OBJECTIVE: Collect all lines from the records below that include the word "this".

[Interface markup and scripts]

====

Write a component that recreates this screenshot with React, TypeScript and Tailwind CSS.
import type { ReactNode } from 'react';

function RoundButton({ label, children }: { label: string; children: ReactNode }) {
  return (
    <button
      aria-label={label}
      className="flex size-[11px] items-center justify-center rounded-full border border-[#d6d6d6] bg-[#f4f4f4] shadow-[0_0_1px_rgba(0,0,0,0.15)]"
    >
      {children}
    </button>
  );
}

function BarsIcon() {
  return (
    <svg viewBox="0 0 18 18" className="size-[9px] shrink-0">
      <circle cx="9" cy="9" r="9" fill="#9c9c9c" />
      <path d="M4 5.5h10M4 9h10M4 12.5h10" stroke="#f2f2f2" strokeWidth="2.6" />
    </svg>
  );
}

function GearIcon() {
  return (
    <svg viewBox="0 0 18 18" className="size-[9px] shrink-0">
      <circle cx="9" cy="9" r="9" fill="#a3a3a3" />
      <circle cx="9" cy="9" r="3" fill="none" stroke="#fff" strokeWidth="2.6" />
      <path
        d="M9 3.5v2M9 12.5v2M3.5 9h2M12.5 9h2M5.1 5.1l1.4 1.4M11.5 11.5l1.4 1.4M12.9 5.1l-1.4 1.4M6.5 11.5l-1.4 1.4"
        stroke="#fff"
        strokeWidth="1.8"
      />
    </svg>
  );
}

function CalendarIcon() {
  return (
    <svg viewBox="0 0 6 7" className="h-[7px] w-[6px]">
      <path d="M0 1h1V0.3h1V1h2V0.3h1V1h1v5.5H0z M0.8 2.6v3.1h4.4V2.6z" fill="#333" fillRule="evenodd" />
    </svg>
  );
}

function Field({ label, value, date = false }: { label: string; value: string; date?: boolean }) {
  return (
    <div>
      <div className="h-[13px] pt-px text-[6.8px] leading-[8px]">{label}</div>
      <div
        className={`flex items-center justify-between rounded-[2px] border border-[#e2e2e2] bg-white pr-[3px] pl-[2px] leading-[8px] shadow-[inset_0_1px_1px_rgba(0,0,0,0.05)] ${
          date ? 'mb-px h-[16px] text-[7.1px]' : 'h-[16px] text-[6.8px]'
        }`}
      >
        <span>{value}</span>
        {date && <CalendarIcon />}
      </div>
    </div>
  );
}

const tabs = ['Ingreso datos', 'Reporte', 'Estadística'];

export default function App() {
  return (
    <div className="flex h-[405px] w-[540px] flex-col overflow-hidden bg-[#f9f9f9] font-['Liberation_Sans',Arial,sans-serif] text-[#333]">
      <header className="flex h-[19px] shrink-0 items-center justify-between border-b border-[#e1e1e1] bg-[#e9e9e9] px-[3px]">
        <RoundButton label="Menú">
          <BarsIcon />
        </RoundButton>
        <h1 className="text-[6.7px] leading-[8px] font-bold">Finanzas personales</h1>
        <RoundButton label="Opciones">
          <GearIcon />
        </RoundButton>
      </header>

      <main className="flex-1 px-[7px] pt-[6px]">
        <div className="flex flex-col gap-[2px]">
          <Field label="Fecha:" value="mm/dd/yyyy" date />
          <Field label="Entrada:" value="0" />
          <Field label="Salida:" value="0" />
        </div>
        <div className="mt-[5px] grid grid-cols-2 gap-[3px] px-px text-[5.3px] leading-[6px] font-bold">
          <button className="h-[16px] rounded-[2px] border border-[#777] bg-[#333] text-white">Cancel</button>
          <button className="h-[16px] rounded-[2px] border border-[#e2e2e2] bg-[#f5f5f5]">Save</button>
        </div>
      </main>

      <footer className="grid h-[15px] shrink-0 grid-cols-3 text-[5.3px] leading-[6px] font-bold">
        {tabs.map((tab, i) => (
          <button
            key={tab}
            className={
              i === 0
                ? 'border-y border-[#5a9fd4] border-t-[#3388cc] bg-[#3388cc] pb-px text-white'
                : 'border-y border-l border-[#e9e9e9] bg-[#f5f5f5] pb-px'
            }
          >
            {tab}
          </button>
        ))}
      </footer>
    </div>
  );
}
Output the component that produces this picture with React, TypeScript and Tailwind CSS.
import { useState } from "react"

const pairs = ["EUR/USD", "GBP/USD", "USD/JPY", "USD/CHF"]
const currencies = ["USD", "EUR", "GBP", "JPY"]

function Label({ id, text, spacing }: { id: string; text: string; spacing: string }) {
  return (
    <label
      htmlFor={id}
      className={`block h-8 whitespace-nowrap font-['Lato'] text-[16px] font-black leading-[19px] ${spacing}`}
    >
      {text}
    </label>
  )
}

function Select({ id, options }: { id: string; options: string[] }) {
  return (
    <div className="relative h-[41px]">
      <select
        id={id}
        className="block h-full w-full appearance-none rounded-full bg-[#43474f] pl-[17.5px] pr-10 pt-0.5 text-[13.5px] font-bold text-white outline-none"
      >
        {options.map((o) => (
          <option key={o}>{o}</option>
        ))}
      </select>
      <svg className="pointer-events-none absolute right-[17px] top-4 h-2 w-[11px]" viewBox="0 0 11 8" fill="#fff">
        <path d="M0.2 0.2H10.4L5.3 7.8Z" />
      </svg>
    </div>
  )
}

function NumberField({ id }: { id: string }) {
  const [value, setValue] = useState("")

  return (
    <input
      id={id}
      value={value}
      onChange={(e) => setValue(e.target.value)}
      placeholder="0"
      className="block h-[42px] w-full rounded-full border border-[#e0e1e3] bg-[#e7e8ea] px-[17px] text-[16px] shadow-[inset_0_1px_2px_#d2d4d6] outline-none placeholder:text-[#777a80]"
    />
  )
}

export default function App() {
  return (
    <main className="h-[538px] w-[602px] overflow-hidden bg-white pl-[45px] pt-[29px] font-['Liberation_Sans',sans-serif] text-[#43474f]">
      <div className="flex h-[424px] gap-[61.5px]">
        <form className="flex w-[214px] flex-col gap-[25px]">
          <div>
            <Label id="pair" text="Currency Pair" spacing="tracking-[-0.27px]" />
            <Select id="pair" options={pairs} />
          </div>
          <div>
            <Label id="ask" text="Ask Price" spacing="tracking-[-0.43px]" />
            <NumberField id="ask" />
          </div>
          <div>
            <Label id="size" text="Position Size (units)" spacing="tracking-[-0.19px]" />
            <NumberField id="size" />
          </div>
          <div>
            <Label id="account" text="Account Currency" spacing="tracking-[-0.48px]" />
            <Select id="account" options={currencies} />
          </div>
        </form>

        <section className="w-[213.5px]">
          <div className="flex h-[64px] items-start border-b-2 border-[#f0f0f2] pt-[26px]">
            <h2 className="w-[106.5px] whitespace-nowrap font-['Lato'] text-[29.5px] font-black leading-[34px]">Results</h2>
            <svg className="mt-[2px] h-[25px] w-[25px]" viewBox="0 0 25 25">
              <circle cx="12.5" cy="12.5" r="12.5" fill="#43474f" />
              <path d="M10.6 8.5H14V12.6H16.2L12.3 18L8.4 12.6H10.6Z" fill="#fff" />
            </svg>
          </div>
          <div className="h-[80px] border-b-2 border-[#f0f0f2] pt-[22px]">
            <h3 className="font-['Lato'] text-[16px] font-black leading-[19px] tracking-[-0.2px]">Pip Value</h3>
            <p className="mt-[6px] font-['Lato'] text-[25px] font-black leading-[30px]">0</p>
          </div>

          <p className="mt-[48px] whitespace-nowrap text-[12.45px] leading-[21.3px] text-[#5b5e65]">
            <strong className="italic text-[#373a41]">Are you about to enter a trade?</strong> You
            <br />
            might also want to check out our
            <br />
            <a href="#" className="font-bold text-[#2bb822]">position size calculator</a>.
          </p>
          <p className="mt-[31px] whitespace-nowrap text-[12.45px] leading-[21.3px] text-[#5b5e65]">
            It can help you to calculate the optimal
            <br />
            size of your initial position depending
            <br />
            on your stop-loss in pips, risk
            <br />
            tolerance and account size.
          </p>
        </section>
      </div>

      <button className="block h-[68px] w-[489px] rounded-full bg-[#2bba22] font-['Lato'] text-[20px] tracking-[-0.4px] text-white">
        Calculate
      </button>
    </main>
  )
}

====

THE REPLY:
Write a component that recreates this screenshot with React, TypeScript and Tailwind CSS.
Output the component that produces this picture with React, TypeScript and Tailwind CSS.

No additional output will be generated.